Твой образ (Второе лицо) - страница 22

стр.

— Ты вот что, — губы его скривились. — Маме пока ни слова. Или уже проболталась?

— Нет, конечно. Боязно…

Он прочел в ее глазах жалость, и его стал разбирать смех. Вот уж никто, кроме матери, и то, когда он был ребенком, не жалел его.

— Тоша, голубушка, — он встал, подошел к ней, взял за руку. — Неужто тебе и впрямь жаль меня?

— У нас будет сын, похожий на тебя прежнего, — сказала она, глотая слезы.

Ему почему-то было неприятно услышать это. Он уже начинал привыкать к себе теперешнему, и ее слова были восприняты, как отталкивание от его нынешнего облика, в то время как Тоша тянулась к нему со всей открытостью и щедростью своей натуры. То, что он жив, было радостным и горьким чудом, которое она безоговорочно приняла своим измученным сердцем.

— Все так необычно, — говорила она сбивчиво, прикладывая к мокрым щекам ладони. — До сих пор я считала, что операции, о которых ты рассказывал, не скоро, в будущем… С другими. И вот… Я верю, ты выдержишь все это… А мама… Господи, это же мама! Вот увидишь, все будет по-прежнему. Знаешь, — она вскинула голову, — Арахна в греческих мифах, даже став пауком, продолжает ткать свою нить.

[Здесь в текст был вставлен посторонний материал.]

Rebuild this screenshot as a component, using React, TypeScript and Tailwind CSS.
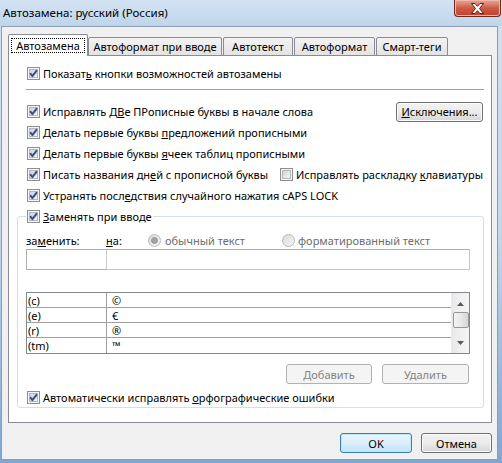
import React from 'react';

const Checkbox = ({ checked = true }: { checked?: boolean }) => (
  <svg width="13" height="13" viewBox="0 0 13 13" className="shrink-0">
    <defs>
      <linearGradient id="cbInner" x1="0" y1="0" x2="1" y2="1">
        <stop offset="0" stopColor="#cdd1d6" />
        <stop offset="1" stopColor="#f7f7f7" />
      </linearGradient>
    </defs>
    <rect x="0.5" y="0.5" width="12" height="12" fill="#f5f5f5" stroke="#8e8f8f" />
    <rect x="2.5" y="2.5" width="8" height="8" fill="url(#cbInner)" stroke="#b4b8bd" />
    {checked && (
      <>
        <path d="M3.2 6.3 L5.4 9 L10 3.2" fill="none" stroke="#8ea2cf" strokeWidth="2.6" strokeLinejoin="round" />
        <path d="M3.2 6.3 L5.4 9 L10 3.2" fill="none" stroke="#34487c" strokeWidth="1.5" />
      </>
    )}
  </svg>
);

const Radio = ({ checked = false }: { checked?: boolean }) => (
  <svg width="13" height="13" viewBox="0 0 13 13" className="shrink-0">
    <defs>
      <linearGradient id="rdInner" x1="0" y1="0" x2="1" y2="1">
        <stop offset="0" stopColor="#d9d9d9" />
        <stop offset="1" stopColor="#f8f8f8" />
      </linearGradient>
    </defs>
    <circle cx="6.5" cy="6.5" r="6" fill="url(#rdInner)" stroke="#b8b8b8" />
    {checked && <circle cx="6.5" cy="6.5" r="3" fill="#a4a4a4" stroke="#8c8c8c" strokeWidth="0.8" />}
  </svg>
);

const Tab = ({ label, width, selected = false, gap = false }: { label: string; width: string; selected?: boolean; gap?: boolean }) => (
  <div
    className={
      selected
        ? `${width} h-[22px] bg-white border-t border-l border-r border-[#898c95] rounded-t-[2px] flex items-start justify-center pt-[3px] whitespace-nowrap`
        : `${width} h-[19px] ${gap ? 'ml-[1px]' : ''} bg-gradient-to-b from-[#f3f3f3] to-[#e3e3e3] border border-[#898c95] rounded-t-[2px] flex items-center justify-center whitespace-nowrap`
    }
  >
    {selected ? (
      <span className="border border-dotted border-black px-[4px] leading-[13px] h-[15px] flex items-center">{label}</span>
    ) : (
      <span className="leading-[14px]">{label}</span>
    )}
  </div>
);

const Row = ({ children }: { children: React.ReactNode }) => (
  <div className="h-[21px] flex items-center gap-[3px] whitespace-nowrap">{children}</div>
);

const WinButton = ({ children, width, disabled = false, isDefault = false }: { children: React.ReactNode; width: string; disabled?: boolean; isDefault?: boolean }) => (
  <div
    className={
      disabled
        ? `${width} h-[20px] rounded-[3px] border border-[#adb2b5] bg-[#f4f4f4] text-[#838383] flex items-center justify-center whitespace-nowrap`
        : isDefault
        ? `${width} h-[20px] rounded-[3px] border border-[#3c7fb1] bg-gradient-to-b from-[#eaf6fd] via-[#dceffb] to-[#c0e2f7] shadow-[inset_0_0_0_1px_#bfe4f8] flex items-center justify-center whitespace-nowrap`
        : `${width} h-[20px] rounded-[3px] border border-[#707070] bg-gradient-to-b from-[#f2f2f2] via-[#ebebeb] to-[#d6d6d6] shadow-[inset_0_0_0_1px_#fcfcfc] flex items-center justify-center whitespace-nowrap`
    }
  >
    {children}
  </div>
);

const entries = [
  ['(c)', '©'],
  ['(e)', '€'],
  ['(r)', '®'],
  ['(tm)', '™'],
];

export default function App() {
  return (
    <div className="w-[502px] h-[463px] overflow-hidden bg-gradient-to-b from-[#d0e1f2] via-[#c4d8ed] to-[#7fa6d2] text-[11px] text-black font-['Noto_Sans',sans-serif] leading-none">
      {/* title bar */}
      <div className="h-[26px] flex justify-between bg-gradient-to-b from-[#d4e3f3] to-[#c0d5eb]">
        <div className="pl-[3px] pt-[6px] text-[11.5px] leading-[14px] whitespace-nowrap">Автозамена: русский (Россия)</div>
        <div className="w-[47px] h-[17px] mr-[1px] rounded-b-[4px] border border-t-0 border-[#6b2a20] bg-gradient-to-b from-[#e6a89a] via-[#cf5a45] to-[#c2402c] shadow-[inset_0_0_0_1px_#f1b8aa] flex items-center justify-center">
          <svg width="15" height="11" viewBox="0 0 15 11">
            <path d="M1.5 0.5 H5 L7.5 3.3 L10 0.5 H13.5 L9.5 5.5 L13.5 10.5 H10 L7.5 7.7 L5 10.5 H1.5 L5.5 5.5 Z" fill="#ffffff" stroke="#5a1f17" strokeWidth="1" strokeLinejoin="round" />
          </svg>
        </div>
      </div>

      {/* window body */}
      <div className="ml-[1px] w-[497px] h-[434px] border border-[#8d9db4] bg-[#f0f0f0] pl-[6px] pt-[7px]">
        {/* tabs */}
        <div className="flex items-end h-[22px] -mb-px relative z-10">
          <Tab label="Автозамена" width="w-[80px]" selected />
          <Tab label="Автоформат при вводе" width="w-[134px]" />
          <Tab label="Автотекст" width="w-[70px]" gap />
          <Tab label="Автоформат" width="w-[81px]" gap />
          <Tab label="Смарт-теги" width="w-[72px]" gap />
        </div>

        {/* tab panel */}
        <div className="w-[484px] h-[368px] border border-[#898c95] bg-white">
          <div className="pl-[18px] pr-[9px] pt-[7px]">
            <Row>
              <Checkbox />
              <span>Показат<u>ь</u> кнопки возможностей автозамены</span>
            </Row>
          </div>
          <div className="ml-[17px] mr-[7px] mt-[5px] h-px bg-[#a0a0a0]" />
          <div className="pl-[18px] pr-[8px] mt-[11px]">
            <div className="h-[21px] flex items-center justify-between whitespace-nowrap">
              <div className="flex items-center gap-[3px]">
                <Checkbox />
                <span>Исправлять Д<u>В</u>е ПРописные буквы в начале слова</span>
              </div>
              <WinButton width="w-[87px]">
                <span><u>И</u>сключения...</span>
              </WinButton>
            </div>
            <Row>
              <Checkbox />
              <span>Делать первые буквы <u>п</u>редложений прописными</span>
            </Row>
            <Row>
              <Checkbox />
              <span>Делать первые буквы <u>я</u>чеек таблиц прописными</span>
            </Row>
            <div className="h-[21px] flex items-center whitespace-nowrap">
              <div className="w-[255px] flex items-center gap-[3px]">
                <Checkbox />
                <span>Писать названия дн<u>е</u>й с прописной буквы</span>
              </div>
              <div className="flex items-center gap-[3px]">
                <Checkbox checked={false} />
                <span>Исправлять раскладку <u>к</u>лавиатуры</span>
              </div>
            </div>
            <Row>
              <Checkbox />
              <span>Устранять посл<u>е</u>дствия случайного нажатия cAPS LOCK</span>
            </Row>
          </div>

          {/* group box */}
          <fieldset className="ml-[8px] mt-[1px] w-[466px] border border-[#d5dfe5] rounded-[3px] pl-[8px] pr-[13px] pb-[1px]">
            <legend className="px-[1px] h-[18px] flex items-center gap-[3px] whitespace-nowrap">
              <Checkbox />
              <span><u>З</u>аменять при вводе</span>
            </legend>
            <div className="mt-[7px] h-[16px] flex items-center whitespace-nowrap">
              <span className="w-[80px]">за<u>м</u>енить:</span>
              <span className="w-[42px]"><u>н</u>а:</span>
              <div className="w-[134px] flex items-center gap-[4px] text-[#6d6d6d]">
                <Radio checked />
                <span>обычный текст</span>
              </div>
              <div className="flex items-center gap-[3px] text-[#6d6d6d]">
                <Radio />
                <span>форматированный текст</span>
              </div>
            </div>
            <div className="mt-[1px] flex">
              <div className="w-[81px] h-[21px] border border-[#abadb3] border-r-[#c8c8c8]" />
              <div className="w-[363px] h-[21px] border border-l-0 border-[#abadb3] border-r-[#c8c8c8] border-b-[#c8c8c8]" />
            </div>

            {/* list */}
            <div className="mt-[22px] w-[444px] h-[62px] border border-[#828790] flex">
              <div className="flex-1">
                {entries.map((e, i) => (
                  <div key={i} className={`h-[15px] flex ${i < 3 ? 'border-b border-[#a0a0a0]' : ''}`}>
                    <div className="w-[80px] border-r border-[#a0a0a0] pl-[1px] flex items-center">{e[0]}</div>
                    <div className="flex-1 pl-[5px] flex items-center">{e[1]}</div>
                  </div>
                ))}
              </div>
              <div className="w-[18px] bg-gradient-to-r from-[#e9e9e9] to-[#f6f6f6] border-l border-[#eaeaea] flex flex-col items-center">
                <svg width="7" height="4" viewBox="0 0 7 4" className="mt-[9px]">
                  <path d="M0 4 L3.5 0 L7 4 Z" fill="#5a5a5a" />
                </svg>
                <div className="mt-[6px] w-[16px] h-[16px] rounded-[2px] border border-[#979797] bg-gradient-to-r from-[#f3f3f3] via-[#e8e8e8] to-[#d6d6d6]" />
                <svg width="7" height="4" viewBox="0 0 7 4" className="mt-[13px]">
                  <path d="M0 0 L3.5 4 L7 0 Z" fill="#5a5a5a" />
                </svg>
              </div>
            </div>

            <div className="mt-[10px] flex justify-end gap-[10px] pr-px">
              <WinButton width="w-[86px]" disabled>Добавить</WinButton>
              <WinButton width="w-[87px]" disabled>Удалить</WinButton>
            </div>
            <div className="mt-[5px] h-[17px] flex items-center gap-[3px] ml-px whitespace-nowrap">
              <Checkbox />
              <span>Автоматически исправлять <u>о</u>рфографические ошибки</span>
            </div>
          </fieldset>
        </div>

        {/* dialog buttons */}
        <div className="w-[484px] mt-[10px] flex justify-end gap-[9px]">
          <WinButton width="w-[72px]" isDefault>OK</WinButton>
          <WinButton width="w-[71px]">Отмена</WinButton>
        </div>
      </div>
    </div>
  );
}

— Благодарю за прелестное сравнение, — усмехнулся он.

— Что это я… — она в отчаянии потерла виски. Губы ее дрожали. — Я ведь вот о чем: в любых обстоятельствах человек не меняет своей сути. Не должен менять.

— Успокойся, — он сочувственно сжал ей руку.

Она жалобно улыбнулась:

— Мне еще нравится у Толстого: каждый недоволен своим состоянием, но никто не жалуется на отсутствие ума. А помнишь, когда мы сбежали из лагеря на два дня в Симеиз, ты читал мне на пляже Звягинцеву:

Но вот какое диво:
душа горит всего сильней, когда
прекрасное бывает некрасиво,
и пышности в нем не найдешь следа.

«Ну не забавно ли? — подумал он. — Вчера подбадривали философией, сегодня стихами. Удивительный народ эти женщины».

Знакомым жестом Тоша очертила пальцем его профиль со лба до подбородка:

— Я скоро привыкну… Обещаю.

Это быстрое примирение с его новым обликом вовсе не обрадовало. Он неловко отпрянул, смутился и выскочил из беседки.

— Вот, полюбуйтесь! — Петельков бросил на стол профессора ворох корреспонденции. — Больше половины из-за рубежа. Несколько писем мне, остальные вам. Умоляют, настаивают и даже требуют, чтобы поскорей опубликовали подробности операции.

— И мало кто интересуется душой оперируемого. — Косовский распечатал два письма, бегло пробежал глазами и отложил.

— Не кажется ли вам, что Некторов слишком прижился в клинике? Волнует его нелюдимость, замкнутость, нежелание видеть друзей и родных. Все это логично, ожидаемо, но есть ведь предел…

— Не торопите событий, Борис Григорьевич.

— А чем кончилось его свидание с женой?

— В тот день он почти ничего не ел, а Тоша ушла с заплаканными глазами.

— Меня он до сих пор считает своим первым врагом.

— Это не должно удручать. Есть нечто более серьезное.

— И все же неприятно, когда на тебя косятся, как на преступника.

— Кое-что мне уже нравится в нем. — Косовский достал из ящика стола пачку бумаг, порылся в них и вынул листок в клетку. — На днях дали ему просмотреть всю эту канцелярию. Говорю: «Наделал переполох, теперь помогай. Мне нужен секретарь». Попросил ответить на несколько писем. И что вы думаете? Нахулиганил, как мальчишка. Но меня это даже обрадовало Вот послушайте: «Уважаемый профессор Моррисон! Вас интересуют подробности нашумевшей операции „Некторов — Бородулин“? Спешу сообщить: операция столь проста, что скоро ее будут делать конвейерным методом. При этом желательно, чтобы мозг, предназначенный для трансплантации, имел побольше извилин, а тело, к которому его пересаживают, соответствовало современным стандартам красоты. В противном случае ваши пациенты могут проделать подобный эксперимент с вами».

— Не понимаю, что вас восхитило. Я бы, наоборот, оскорбился.

— Напрасно, он ведь немного подтрунивает и над самим собой. Это хороший признак.

Петельков хмыкнул что-то неопределенное, прихватил истории болезней и ушел.

Косовский, быть может, как никто, понимал сущность разлада Некторова с самим собой. Чувство вины перед коллегой не покидало его ни на минуту, и он спрашивал себя — была бы она такой же острой, если бы пациентом его оказался чужой человек?